I am 100% from bayaguana. founded in 1606! it is an agricultural town known for our olympians, churches, and rivers. my maternal side is from los hidalgos, and my paternal side is from el centro. I was raised with the town in my mind, body, soul, (and nonexistent money accounts but more on that in the next chapter). my early years were spent living with my grandmothers, switching from calle mella to calle euripedes sosa.

make no mistake, we come from poverty. mami was the poster image of what stunted potential looked like: balancing a water jug on her head, carrying it for miles every day so her household could have water. papi tells me stories of having to go to events barefoot, and how he was only allowed three pencils a year for school. but even through the scarcity and limitations, my parents broke a bunch of “generational curses” as the trendy kids like to say these days - I have VHS recordings of both my first and second birthdays in bayaguana. those early years taught me how to “LIVE LIFE” and by then I knew what I loved: movement, art, food & drink, knowledge, and adventure. I was the first born on both sides of the family, and I was very loved - my early memories in my farm and with my people can only be described as ALEGRE. I knew true joy - and little did I know I would slowly lose that joy until there was nothing left. until it was just me and God, until Yoga.

PART 2: SURVIVAL and BUSINESS

as soon as I immigrated to the united states, life got real. after short lived experiences in washington heights and the bronx, mami decided west new york, NJ was a *relatively* better place to raise a family. from the ages of 5-18 my life was about SURVIVING. by the age of 7 I developed a severe hyperhidrosis condition - I later realized through Yoga that I am very good at masking difficulties, and sweating was my body’s way to validate the horrible experiences I was living through - what I know now is that my nervous system was stuck fight or flight mode. I loved learning, but I was condemned to a school district that was more focused on: lowering the statistic of the highest teen pregnancy rate in the country, preventing students from bringing knives/alcohol/etc to school, and navigating the difficulties of trying to teach with very limited support and resources. I was also routinely sexually harassed, had to divert lots of fights (and even got into some physical ones) and developed lots of resentment for being forced to leave my island - so much so that I would cry for about 6 hours every single time we visited and had to return. 

the only real escape I had was at nazareth baptist church, I met people who weren’t surviving, but thriving. people who spoke life into me and into my dreams. during this time period mami was sacrificing any form of self care and attention to herself, so that she could pay for my dance and piano lessons. she would beg me to focus, so that I could be free. 
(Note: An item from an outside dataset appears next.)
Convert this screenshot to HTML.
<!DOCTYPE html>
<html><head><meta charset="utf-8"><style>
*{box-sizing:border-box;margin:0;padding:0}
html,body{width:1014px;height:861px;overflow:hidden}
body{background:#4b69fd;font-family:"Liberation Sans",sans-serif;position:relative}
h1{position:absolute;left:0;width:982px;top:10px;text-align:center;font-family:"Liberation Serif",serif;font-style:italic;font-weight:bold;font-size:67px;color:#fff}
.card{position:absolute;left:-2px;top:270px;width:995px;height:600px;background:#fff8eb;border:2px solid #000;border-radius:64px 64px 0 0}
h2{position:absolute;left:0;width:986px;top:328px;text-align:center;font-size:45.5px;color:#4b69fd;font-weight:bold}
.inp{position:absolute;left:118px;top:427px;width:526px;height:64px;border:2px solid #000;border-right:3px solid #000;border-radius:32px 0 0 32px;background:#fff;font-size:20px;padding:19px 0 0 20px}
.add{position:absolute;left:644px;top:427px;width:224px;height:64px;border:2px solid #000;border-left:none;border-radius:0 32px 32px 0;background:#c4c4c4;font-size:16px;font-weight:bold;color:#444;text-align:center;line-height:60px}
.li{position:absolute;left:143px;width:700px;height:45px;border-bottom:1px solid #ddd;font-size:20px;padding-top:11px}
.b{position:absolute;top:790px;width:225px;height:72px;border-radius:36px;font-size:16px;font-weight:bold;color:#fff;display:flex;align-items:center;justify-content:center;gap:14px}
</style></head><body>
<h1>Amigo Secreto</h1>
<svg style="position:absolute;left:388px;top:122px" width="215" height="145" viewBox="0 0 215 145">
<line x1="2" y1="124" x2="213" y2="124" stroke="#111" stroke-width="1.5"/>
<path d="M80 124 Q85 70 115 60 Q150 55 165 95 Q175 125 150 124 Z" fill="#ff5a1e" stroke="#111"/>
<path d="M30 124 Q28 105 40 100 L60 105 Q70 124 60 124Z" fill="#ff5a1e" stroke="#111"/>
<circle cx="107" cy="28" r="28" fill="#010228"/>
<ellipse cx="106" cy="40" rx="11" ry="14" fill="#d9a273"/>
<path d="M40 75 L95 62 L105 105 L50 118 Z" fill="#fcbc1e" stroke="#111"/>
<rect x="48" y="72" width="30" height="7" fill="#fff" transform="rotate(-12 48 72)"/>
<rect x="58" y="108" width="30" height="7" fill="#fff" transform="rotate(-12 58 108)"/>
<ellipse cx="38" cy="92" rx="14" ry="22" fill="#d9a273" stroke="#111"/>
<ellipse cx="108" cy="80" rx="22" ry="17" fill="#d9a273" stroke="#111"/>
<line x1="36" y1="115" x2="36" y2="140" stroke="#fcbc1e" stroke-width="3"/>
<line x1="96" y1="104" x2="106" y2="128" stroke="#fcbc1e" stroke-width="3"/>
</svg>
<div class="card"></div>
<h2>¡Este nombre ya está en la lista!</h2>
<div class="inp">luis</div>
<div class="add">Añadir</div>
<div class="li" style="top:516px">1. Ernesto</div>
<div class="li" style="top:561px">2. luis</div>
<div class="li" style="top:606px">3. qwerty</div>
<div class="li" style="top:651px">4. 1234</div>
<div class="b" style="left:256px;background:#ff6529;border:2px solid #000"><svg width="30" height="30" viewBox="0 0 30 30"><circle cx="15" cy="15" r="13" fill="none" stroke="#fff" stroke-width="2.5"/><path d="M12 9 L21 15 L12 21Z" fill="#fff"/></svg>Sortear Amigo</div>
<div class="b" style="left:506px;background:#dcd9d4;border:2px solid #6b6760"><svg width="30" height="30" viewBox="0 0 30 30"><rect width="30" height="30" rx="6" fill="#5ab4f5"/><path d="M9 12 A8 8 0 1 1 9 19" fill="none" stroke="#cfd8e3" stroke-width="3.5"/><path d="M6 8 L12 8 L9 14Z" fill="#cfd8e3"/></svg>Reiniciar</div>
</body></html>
I promised myself that I would make it out. 

till this day, I consider myself a dancer before anything else. dancing is what I love, its my true and raw talent. but I did not have the luxury of choosing dance as my career. I knew I had to go to a reputable college, I knew I had to get a full ride, and I knew getting out of west new york was imperative. so I applied to high tech high school, and then wharton. money was the source of my anxiety, so I decided to go learn money and BUSINESS from the school with the most amount of billionaires - one that would promise the financial stability I craved.
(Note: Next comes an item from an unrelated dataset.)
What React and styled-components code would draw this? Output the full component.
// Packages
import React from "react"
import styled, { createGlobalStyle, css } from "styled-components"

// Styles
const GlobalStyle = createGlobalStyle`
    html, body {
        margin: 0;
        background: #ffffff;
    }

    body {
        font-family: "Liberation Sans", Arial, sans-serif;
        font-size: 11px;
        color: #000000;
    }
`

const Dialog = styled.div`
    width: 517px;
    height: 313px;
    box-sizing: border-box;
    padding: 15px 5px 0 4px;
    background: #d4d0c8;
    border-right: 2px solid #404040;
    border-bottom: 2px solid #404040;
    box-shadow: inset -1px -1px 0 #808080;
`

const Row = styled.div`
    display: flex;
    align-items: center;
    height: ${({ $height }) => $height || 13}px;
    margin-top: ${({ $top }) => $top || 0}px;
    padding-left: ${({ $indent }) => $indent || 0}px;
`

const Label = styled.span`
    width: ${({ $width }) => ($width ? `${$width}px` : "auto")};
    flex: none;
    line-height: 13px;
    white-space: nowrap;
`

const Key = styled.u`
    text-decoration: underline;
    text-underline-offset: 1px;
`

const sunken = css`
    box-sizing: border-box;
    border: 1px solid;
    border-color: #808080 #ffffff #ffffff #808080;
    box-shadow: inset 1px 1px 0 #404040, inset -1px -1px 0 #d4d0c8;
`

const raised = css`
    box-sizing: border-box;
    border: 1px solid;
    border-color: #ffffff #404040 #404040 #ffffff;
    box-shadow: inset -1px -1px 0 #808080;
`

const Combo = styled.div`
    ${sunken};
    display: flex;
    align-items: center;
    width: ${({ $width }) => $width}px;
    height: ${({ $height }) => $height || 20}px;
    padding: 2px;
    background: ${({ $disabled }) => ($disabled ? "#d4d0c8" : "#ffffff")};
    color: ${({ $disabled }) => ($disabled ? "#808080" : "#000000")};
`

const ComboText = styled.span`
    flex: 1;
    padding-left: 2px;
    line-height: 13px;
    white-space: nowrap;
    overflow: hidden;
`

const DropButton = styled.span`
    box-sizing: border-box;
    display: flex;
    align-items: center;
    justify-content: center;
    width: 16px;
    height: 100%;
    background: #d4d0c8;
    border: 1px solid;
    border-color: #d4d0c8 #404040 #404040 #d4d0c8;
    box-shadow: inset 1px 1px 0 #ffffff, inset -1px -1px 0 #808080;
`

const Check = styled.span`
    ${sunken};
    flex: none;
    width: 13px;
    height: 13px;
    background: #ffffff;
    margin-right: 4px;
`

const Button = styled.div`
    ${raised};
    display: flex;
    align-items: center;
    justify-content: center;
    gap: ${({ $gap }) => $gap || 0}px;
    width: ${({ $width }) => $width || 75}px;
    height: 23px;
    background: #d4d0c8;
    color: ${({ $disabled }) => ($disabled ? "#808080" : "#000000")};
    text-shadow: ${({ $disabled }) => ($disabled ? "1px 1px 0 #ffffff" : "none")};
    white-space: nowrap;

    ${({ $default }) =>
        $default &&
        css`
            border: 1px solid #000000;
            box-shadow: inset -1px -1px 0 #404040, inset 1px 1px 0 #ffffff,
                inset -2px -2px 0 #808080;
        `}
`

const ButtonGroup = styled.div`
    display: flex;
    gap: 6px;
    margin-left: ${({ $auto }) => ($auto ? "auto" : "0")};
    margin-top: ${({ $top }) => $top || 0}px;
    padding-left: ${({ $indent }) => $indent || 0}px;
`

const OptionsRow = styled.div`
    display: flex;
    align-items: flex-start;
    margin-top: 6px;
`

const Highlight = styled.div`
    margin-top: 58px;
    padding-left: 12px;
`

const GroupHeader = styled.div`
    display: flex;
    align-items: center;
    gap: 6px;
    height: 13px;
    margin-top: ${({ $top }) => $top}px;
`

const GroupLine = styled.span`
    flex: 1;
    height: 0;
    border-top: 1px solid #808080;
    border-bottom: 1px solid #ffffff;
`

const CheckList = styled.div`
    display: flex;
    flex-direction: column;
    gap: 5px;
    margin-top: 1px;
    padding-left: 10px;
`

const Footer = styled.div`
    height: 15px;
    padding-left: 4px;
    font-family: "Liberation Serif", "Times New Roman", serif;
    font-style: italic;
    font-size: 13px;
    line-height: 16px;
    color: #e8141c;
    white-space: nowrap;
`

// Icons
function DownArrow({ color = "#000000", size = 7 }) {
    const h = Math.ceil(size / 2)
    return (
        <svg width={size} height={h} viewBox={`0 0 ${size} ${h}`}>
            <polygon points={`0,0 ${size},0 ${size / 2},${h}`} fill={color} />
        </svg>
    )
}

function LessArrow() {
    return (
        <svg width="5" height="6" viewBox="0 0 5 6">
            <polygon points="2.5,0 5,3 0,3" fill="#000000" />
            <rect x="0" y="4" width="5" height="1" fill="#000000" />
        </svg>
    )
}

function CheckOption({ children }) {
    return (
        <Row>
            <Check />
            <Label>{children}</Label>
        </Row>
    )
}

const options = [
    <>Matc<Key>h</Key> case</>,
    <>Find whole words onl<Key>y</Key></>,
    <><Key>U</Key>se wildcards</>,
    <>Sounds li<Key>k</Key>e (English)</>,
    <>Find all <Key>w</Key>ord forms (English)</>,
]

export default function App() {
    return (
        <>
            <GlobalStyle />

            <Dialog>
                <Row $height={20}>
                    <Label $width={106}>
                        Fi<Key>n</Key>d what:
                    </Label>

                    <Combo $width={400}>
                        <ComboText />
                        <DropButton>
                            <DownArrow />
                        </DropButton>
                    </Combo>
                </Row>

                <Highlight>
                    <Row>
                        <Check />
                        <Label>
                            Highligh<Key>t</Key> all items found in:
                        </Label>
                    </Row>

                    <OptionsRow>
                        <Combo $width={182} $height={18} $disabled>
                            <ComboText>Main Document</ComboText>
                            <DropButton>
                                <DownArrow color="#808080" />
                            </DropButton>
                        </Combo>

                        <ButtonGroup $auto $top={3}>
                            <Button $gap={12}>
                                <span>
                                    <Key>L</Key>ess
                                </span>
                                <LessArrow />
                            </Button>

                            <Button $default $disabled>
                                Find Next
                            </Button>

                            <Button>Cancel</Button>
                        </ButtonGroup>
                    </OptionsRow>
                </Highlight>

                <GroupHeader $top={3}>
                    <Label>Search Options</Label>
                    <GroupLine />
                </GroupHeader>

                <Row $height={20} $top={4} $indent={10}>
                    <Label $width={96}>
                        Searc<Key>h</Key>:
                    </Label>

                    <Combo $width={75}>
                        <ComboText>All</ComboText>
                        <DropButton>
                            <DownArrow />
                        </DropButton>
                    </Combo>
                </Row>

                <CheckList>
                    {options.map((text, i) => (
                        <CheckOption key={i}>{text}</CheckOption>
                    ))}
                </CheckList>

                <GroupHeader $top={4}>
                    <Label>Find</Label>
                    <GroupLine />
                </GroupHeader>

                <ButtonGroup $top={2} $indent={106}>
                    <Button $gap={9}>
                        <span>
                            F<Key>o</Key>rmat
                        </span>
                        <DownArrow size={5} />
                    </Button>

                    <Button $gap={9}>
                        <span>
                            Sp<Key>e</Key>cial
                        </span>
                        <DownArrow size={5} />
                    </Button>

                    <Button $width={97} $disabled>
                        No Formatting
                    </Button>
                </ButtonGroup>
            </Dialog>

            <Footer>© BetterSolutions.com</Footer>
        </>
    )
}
PART 3: RUNNING OF THE BULLS and YOGA

it was the best of times, it was the worst of times. 

when I did my wharton interview I was blessed, he was a trustee, a whartonite, and lived a couple of blocks away from me in the more affluent section of west new york. he asked me why wharton, and I explained (read my essay here), he told me it would be difficult for me, and I told him he didn't know what I was made of. he gave me a book to read about wharton: THE RUNNING OF THE BULLS, which explained how competitive the campus was. when I returned it to him, he wrote me a letter and gave me a gift: you have been the highlight of my interview experience he wrote, I know you will accomplish all of your dreams. 

he wasn’t wrong. this chapter is triggering. it was all extremely difficult for me, and he knew what someone like me would go through at a place like UPENN…

rape. family betrayal. homicide. high functioning depression. substance abuse. workplace sexual harassment. obesity. grief. anger. court appearances. sadness. suicidal thoughts. confusion. lawsuits. intellectual property stolen. escape.

but i also wasn't wrong. this chapter is about the pressure that makes the diamond, I prayed for this lifestyle, and this was my path towards it…

philadelphia. ivy league. wharton. social entrepreneurship in emerging economies. strictly funk. lambda theta alpha. friars senior honor society. multiple study and work abroad projects. anheuser busch sales development program recruit. st.louis, MO; tulsa, OK; midtown, NYC. $250,000 a year. car paid in cash at 22. homeowner at 24. managing the western hemisphere for global brands. 35 countries by 25. multinational land owner. 

I started practicing YOGA as a dance major in high school, and at the time I hated it. however, as I was moving around the country and traveling the world for work, yoga was the only constant. there was something special about combining movement with breath and spiritual topics. this is not the chapter where I was able to fully step into my yoga, but it is the chapter where I recognized that I was running in the wrong direction. the good news was that I went a long way, the bad news was that I went the wrong way.

PART 4: YOGA SUTRA 1.2

by the age of 28 my suffering had caused me to do over 1,000hrs of yoga teacher training. I had also quit every single job I had, very prestigious roles at that. it was difficult navigating the duality of life - no one around me could understand why I wasn't fulfilled - I had it all!

the truth was that something was off, and I knew I didn't feel like myself. but I had also forgotten who I was. what I liked. I had forgotten how to live life. yoga philosophy helped me understand why I suffered so much - but now it was time to practice with a new intention. it was time to practice with the intention of creating the most authentic version of myself. I realized that yes, my unhappiness had a lot to do with the experiences I had lived through; but it also had a lot to do with the fact that I was not living my purpose. I stopped  dancing, I stopped creating, I stopped using food and drink as a source of nutrition and more as a source of escape, I stopped learning new things, and I stopped going on adventures. I was living in a shell of trauma and fear. I thought: what does it mean to have a healthy and regulated nervous system? what does that version of me look like?

I never intended to teach. in fact, as a choreographer it was clear to me that I was not very good at explaining or translating my movements. but once my practice evolved from the philosophical to actually *living* again, I shifted focus and started working on developing the skills I needed to be a teacher I myself can respect. 

yoga sutra 1.2 = yogash chitta vritti nirodah = yoga is the stilling of the fluctuations of the mind, so that one can experience life as reality. 

PART 5: THRIVE MI NIÑA LINDA

I now know that it is my mission to empower humans to dream + do things. with yoga you have the tools to dream, with business you have the tools to do. I fully believe that if you have a dream in your heart, it was put there for a reason, and we are going to figure out how to get there, together.

I am alegre.

because of my story, I have experiences; but because of me, I have alchemized each experience - turning it into organized chaos, into art. I will continue to do so and I will continue to “live life”. I hope you join me for the ride.